Discount authorizations. Any action that moves revenue in a direction the firm can't easily recover. The reversibility axis collapses here.

Any action that can't be reversed within 24 hours. If the undo path is longer than a day, the action stays human.

This list is a working set, agreed in writing during Build and revisited once a year during the Run phase. Some firms will add a regulated activity for compliance reasons. The point is that the list exists and is explicit. "We never automate X" is a design decision, not a gap.

Failure modes and the honest 60 to 70 framing

Three failure modes kill Layer 4 installs, and they are the ones we plan against.

Over-automating at install. The team is excited, the tools are working, and the engagement pushes to full automation on a workflow that should have stayed human-in-the-loop for another two quarters. The automation misfires on a high-visibility case. Trust collapses across every other automation, even the ones working cleanly. The fix is to move slower than the scoring suggests, especially on anything client-facing. MIT Sloan Management Review's AI and machine learning writing has good material on this dynamic.

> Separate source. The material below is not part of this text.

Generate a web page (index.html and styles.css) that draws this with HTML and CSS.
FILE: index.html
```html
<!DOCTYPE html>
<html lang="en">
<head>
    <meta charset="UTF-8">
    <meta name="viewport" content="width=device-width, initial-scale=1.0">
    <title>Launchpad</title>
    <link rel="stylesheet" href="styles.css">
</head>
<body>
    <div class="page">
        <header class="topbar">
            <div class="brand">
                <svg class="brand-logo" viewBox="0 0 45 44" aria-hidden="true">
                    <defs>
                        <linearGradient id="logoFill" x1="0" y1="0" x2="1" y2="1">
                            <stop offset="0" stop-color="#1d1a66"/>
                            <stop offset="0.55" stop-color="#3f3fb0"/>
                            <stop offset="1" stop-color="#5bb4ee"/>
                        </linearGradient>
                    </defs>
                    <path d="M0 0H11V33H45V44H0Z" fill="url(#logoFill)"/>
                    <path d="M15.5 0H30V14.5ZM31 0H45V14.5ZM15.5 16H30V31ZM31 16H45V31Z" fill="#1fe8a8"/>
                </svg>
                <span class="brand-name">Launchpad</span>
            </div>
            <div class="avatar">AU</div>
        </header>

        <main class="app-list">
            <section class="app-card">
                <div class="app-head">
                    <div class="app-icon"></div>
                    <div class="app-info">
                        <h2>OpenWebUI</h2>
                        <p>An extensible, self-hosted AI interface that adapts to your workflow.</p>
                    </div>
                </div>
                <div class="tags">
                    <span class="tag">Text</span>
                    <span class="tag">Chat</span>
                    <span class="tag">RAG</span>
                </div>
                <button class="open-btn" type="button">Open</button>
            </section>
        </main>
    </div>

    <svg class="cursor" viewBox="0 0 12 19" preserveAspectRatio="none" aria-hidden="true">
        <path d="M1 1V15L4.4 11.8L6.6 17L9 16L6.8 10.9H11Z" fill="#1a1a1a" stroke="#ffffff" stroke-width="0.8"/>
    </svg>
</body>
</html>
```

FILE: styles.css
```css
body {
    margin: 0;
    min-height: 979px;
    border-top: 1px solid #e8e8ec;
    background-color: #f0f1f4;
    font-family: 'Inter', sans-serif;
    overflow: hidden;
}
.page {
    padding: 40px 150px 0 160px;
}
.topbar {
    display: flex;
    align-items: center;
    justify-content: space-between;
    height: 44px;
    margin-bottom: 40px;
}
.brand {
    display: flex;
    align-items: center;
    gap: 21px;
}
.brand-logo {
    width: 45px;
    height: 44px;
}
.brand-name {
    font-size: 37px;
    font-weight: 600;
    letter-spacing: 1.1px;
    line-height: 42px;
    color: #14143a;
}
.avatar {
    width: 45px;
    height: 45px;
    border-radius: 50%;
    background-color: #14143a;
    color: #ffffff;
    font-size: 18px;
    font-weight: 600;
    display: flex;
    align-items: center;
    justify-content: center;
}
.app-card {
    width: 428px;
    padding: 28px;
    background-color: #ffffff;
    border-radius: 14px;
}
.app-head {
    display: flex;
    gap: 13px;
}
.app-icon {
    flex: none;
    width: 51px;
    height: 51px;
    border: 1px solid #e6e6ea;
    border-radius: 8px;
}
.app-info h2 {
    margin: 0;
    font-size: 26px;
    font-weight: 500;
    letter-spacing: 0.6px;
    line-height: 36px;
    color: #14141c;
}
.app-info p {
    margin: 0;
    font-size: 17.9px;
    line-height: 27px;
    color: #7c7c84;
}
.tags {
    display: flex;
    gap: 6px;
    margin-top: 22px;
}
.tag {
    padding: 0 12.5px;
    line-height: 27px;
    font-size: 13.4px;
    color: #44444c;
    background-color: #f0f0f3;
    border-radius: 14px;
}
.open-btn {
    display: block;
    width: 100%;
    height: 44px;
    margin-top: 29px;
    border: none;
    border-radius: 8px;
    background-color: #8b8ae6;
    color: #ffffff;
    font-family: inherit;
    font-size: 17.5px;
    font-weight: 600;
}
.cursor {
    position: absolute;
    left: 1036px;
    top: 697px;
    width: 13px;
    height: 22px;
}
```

Under-automating at Run. Automations are running cleanly, the audit log is healthy, reject reasons are rare, and the gates never loosen. The team spends month six still doing the same review work they did in month one. The bandwidth that was supposed to come back never does, because no one owns the job of moving the gate. The fix is to make gate progression a named agenda item in the monthly leadership session.

Unclear approval gates. The gate exists on the diagram, but the reviewer doesn't know what they're approving, or why. Reviewers skip. Gates become theater. The fix is structured review, confidence calibrated to history, reject-with-reason, and a review flow faster than the work.

This is why the 60 to 70 percent Task Automation target is a mature state, not a ceiling to rush toward. Sixty to seventy percent of the repeatable, low-judgment work moving through the system with healthy gates, and the team has actually redirected the freed bandwidth into higher-order work. Hitting 70 on a dashboard while the senior team spends its afternoons cleaning up automation misfires is not hitting the target. It is a vanity metric with a cost the operator hasn't measured yet.

Layer 4 is a sibling of the other installed layers, not the summary. Layer 1: Context structures the business. Layer 2: Data centralizes the numbers. Layer 3: Intelligence delivers the morning brief. Voice-first operations is the operator surface that changes how the leadership team uses the system day to day. The full map sits on the AIOS page.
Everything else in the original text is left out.